• PROBLEM TO WORK ON
Below are some entries. Transcribe the lines from the one holding "What React, TypeScript" to the one holding "const LOOSE = new", inclusive, but not the pictures among them.

* Start DATASET RECORDS *

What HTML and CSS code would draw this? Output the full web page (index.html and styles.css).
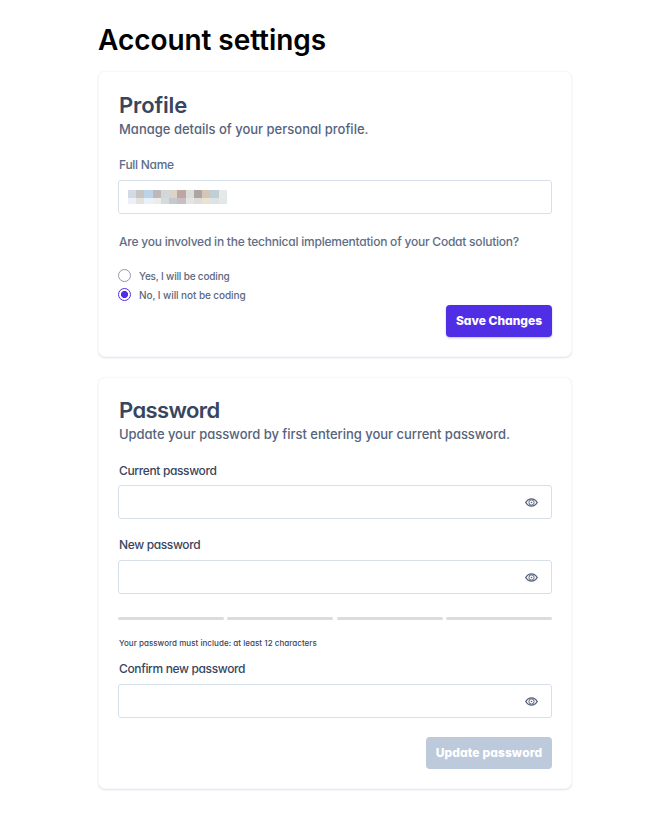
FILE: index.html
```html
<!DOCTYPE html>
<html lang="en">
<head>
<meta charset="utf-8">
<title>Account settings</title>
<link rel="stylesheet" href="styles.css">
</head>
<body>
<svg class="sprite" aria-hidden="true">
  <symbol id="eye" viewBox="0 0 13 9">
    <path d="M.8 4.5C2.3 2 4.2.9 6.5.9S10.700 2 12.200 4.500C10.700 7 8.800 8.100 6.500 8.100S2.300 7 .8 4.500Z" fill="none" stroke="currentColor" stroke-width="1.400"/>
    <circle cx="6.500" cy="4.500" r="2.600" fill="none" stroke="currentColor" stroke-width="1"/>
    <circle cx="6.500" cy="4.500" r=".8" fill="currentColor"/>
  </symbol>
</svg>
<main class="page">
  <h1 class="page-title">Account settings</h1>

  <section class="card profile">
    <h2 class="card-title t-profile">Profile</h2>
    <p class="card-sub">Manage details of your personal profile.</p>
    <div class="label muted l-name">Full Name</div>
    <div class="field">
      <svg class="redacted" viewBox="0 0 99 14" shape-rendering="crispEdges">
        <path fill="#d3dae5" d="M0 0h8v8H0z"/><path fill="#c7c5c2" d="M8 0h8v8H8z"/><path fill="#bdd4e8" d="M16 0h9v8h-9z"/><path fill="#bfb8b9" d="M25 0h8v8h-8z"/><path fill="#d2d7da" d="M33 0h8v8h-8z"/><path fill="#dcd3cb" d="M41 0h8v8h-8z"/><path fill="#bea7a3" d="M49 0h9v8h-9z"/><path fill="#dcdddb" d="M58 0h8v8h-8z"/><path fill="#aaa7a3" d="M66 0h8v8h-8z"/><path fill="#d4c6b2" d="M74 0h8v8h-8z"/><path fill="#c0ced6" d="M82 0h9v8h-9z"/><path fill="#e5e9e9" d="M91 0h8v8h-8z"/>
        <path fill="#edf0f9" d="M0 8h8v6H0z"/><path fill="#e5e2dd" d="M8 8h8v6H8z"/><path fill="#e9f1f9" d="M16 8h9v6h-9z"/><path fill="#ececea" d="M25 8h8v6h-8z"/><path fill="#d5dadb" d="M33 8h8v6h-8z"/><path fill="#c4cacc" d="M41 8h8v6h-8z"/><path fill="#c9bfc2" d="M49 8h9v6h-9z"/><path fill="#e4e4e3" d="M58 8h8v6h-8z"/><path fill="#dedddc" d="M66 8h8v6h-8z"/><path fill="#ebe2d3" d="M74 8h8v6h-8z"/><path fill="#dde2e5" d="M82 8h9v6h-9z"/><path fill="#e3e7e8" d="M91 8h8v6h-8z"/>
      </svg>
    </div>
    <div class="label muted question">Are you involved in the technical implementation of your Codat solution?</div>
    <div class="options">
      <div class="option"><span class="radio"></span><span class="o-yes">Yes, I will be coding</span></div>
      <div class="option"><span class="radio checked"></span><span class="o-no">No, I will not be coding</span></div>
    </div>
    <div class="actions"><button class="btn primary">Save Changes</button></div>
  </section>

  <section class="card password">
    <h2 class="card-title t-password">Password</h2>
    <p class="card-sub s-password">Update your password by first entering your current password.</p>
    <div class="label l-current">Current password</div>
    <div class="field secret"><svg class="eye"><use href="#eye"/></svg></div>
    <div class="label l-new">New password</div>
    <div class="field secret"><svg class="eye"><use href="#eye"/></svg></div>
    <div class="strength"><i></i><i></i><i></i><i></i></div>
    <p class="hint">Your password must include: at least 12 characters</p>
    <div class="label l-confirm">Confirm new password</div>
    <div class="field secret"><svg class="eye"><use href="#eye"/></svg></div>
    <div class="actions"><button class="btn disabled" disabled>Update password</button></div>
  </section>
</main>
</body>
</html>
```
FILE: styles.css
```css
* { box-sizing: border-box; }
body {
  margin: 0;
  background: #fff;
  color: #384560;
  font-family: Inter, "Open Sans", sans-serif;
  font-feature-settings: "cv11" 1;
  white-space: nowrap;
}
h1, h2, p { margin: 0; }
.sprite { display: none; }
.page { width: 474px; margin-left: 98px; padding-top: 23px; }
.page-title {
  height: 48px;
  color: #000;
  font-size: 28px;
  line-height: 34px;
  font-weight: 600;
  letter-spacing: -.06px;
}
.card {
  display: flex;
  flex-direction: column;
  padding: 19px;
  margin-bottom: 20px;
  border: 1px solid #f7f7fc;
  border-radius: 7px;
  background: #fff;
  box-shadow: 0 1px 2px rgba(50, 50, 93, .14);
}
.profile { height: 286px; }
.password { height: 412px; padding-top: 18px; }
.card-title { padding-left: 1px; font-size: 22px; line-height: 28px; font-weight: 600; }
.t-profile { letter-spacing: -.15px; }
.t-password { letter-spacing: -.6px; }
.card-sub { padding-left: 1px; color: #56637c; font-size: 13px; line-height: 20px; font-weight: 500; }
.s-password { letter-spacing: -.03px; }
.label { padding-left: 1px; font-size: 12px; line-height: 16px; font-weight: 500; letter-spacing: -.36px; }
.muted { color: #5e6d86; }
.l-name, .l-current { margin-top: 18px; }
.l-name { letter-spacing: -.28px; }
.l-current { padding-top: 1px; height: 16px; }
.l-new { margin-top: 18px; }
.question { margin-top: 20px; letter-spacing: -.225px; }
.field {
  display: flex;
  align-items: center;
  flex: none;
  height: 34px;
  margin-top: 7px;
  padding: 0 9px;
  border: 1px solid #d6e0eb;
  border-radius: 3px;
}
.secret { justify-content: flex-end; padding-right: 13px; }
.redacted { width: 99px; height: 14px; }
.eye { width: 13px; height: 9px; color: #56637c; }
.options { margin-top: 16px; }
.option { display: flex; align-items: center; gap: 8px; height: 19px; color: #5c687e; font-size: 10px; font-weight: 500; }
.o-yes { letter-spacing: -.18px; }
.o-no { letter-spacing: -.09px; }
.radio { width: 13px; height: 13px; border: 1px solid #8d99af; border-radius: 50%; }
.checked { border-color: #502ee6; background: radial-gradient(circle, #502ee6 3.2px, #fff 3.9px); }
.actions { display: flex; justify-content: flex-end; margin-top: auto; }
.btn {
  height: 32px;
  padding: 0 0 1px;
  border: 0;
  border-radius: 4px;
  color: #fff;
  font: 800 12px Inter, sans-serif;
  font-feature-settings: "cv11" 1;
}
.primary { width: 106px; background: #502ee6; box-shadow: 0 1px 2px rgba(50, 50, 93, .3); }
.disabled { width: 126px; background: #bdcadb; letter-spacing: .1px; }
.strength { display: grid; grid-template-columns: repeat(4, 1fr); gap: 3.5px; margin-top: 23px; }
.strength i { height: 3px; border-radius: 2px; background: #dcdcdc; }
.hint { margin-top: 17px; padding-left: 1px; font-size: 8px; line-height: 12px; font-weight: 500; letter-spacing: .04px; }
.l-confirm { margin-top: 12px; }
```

* End DATASET RECORDS *
* Start DATASET RECORDS *

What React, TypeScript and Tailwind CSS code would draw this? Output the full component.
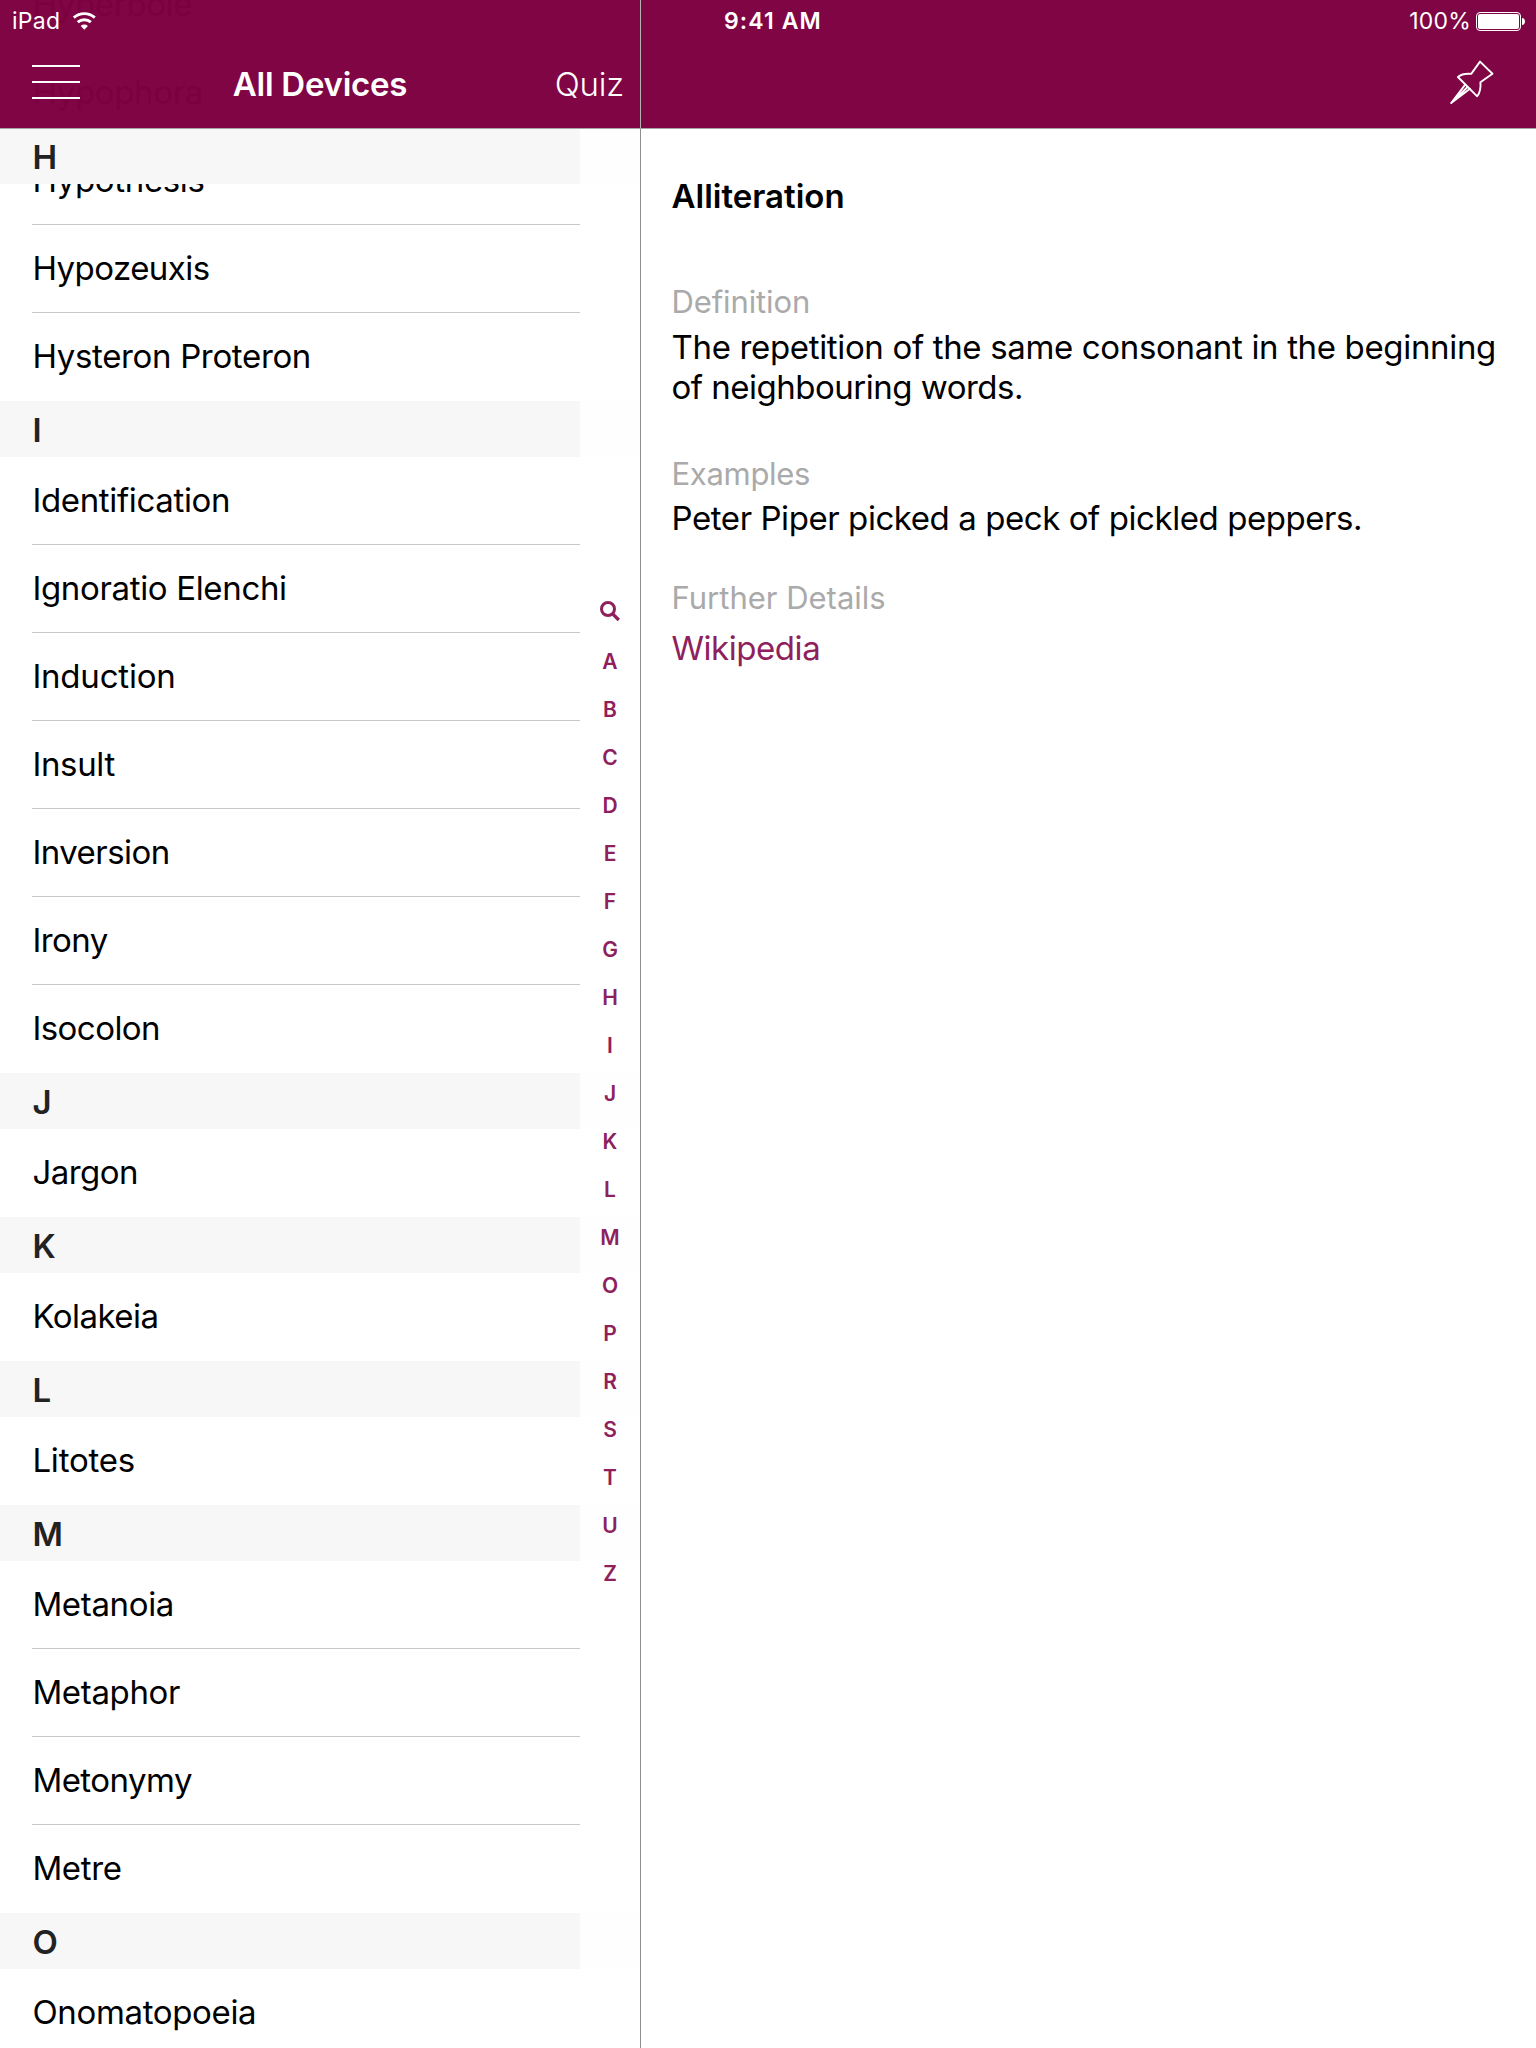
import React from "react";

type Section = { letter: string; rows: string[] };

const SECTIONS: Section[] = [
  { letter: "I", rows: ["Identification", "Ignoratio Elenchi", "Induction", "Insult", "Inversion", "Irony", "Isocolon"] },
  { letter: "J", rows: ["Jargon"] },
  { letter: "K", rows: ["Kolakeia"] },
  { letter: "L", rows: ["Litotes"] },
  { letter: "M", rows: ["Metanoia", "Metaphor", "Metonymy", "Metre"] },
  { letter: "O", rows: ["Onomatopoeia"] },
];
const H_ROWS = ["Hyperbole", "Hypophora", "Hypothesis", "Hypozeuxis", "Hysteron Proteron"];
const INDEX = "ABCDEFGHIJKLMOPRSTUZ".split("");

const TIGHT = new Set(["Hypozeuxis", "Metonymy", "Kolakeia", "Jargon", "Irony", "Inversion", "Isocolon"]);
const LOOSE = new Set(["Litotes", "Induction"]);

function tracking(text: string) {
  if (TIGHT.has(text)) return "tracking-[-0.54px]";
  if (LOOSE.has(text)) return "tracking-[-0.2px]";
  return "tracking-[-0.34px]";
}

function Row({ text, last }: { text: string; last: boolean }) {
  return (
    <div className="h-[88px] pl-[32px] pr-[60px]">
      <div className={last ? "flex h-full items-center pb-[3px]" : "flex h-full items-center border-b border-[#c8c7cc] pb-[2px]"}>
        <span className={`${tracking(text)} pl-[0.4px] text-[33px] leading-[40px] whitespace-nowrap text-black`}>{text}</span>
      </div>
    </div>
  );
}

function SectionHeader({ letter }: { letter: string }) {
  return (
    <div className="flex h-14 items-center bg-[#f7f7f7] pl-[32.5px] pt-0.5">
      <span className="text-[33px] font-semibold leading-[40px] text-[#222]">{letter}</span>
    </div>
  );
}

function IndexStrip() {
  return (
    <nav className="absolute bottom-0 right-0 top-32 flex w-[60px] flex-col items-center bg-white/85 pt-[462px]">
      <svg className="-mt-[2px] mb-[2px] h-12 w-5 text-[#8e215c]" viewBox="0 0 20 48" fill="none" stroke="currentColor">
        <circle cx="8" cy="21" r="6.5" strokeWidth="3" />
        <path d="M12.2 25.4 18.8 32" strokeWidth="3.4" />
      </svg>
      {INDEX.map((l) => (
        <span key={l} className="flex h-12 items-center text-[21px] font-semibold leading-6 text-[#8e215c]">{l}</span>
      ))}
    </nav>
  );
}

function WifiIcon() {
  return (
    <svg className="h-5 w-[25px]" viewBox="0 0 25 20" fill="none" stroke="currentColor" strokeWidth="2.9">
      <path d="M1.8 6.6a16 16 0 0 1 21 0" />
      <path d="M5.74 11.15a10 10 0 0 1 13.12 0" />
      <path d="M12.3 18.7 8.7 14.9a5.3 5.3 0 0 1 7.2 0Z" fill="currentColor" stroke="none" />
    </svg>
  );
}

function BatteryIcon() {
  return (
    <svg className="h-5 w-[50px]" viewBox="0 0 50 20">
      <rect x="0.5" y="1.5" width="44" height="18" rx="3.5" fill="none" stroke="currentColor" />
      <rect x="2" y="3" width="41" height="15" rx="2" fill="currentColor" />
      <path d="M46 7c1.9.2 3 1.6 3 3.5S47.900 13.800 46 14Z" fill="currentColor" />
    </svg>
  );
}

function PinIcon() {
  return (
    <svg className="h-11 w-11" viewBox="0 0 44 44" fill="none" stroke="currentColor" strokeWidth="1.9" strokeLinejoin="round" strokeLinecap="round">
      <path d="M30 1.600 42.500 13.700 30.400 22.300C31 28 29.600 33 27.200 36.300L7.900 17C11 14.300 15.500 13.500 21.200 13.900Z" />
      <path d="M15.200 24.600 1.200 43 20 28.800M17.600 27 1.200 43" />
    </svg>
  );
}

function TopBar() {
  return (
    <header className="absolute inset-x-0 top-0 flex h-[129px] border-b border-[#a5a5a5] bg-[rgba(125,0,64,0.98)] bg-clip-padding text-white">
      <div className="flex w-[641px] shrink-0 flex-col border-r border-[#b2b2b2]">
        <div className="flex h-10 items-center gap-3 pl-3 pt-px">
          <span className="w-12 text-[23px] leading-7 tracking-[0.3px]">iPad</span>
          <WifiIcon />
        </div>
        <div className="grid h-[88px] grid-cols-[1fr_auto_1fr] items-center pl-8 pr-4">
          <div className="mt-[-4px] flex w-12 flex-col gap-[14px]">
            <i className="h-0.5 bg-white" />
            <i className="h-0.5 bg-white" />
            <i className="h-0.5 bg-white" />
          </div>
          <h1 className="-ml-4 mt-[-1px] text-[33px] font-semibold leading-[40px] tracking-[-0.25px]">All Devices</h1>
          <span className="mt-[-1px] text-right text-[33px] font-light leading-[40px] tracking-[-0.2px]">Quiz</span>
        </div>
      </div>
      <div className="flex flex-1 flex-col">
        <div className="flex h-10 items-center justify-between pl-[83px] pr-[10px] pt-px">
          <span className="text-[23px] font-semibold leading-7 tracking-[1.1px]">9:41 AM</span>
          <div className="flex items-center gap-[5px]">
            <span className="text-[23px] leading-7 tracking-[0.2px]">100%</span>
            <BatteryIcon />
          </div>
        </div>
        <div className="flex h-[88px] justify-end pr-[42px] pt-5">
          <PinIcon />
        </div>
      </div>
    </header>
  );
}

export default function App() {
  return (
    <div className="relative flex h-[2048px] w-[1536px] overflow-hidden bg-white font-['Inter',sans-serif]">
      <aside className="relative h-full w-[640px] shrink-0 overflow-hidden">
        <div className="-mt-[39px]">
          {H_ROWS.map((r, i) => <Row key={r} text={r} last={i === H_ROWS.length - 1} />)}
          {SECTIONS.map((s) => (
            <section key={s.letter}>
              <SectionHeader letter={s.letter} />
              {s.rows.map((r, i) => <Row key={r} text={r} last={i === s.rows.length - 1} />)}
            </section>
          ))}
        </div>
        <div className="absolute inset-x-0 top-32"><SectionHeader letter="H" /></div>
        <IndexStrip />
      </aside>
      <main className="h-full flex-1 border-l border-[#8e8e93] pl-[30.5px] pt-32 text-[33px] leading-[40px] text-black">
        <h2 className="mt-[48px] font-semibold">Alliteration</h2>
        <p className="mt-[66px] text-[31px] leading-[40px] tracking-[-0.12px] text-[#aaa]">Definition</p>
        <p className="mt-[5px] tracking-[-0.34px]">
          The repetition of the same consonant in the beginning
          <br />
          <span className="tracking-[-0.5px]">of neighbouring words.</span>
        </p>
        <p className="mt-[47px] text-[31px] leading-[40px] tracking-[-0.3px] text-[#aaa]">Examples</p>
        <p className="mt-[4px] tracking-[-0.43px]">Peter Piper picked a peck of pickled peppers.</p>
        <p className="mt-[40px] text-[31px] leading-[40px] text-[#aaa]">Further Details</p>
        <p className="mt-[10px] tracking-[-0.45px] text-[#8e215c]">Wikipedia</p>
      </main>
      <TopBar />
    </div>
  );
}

* End DATASET RECORDS *

• WORKED SOLUTION
What React, TypeScript and Tailwind CSS code would draw this? Output the full component.
import React from "react";

type Section = { letter: string; rows: string[] };

const SECTIONS: Section[] = [
  { letter: "I", rows: ["Identification", "Ignoratio Elenchi", "Induction", "Insult", "Inversion", "Irony", "Isocolon"] },
  { letter: "J", rows: ["Jargon"] },
  { letter: "K", rows: ["Kolakeia"] },
  { letter: "L", rows: ["Litotes"] },
  { letter: "M", rows: ["Metanoia", "Metaphor", "Metonymy", "Metre"] },
  { letter: "O", rows: ["Onomatopoeia"] },
];
const H_ROWS = ["Hyperbole", "Hypophora", "Hypothesis", "Hypozeuxis", "Hysteron Proteron"];
const INDEX = "ABCDEFGHIJKLMOPRSTUZ".split("");

const TIGHT = new Set(["Hypozeuxis", "Metonymy", "Kolakeia", "Jargon", "Irony", "Inversion", "Isocolon"]);
const LOOSE = new Set(["Litotes", "Induction"]);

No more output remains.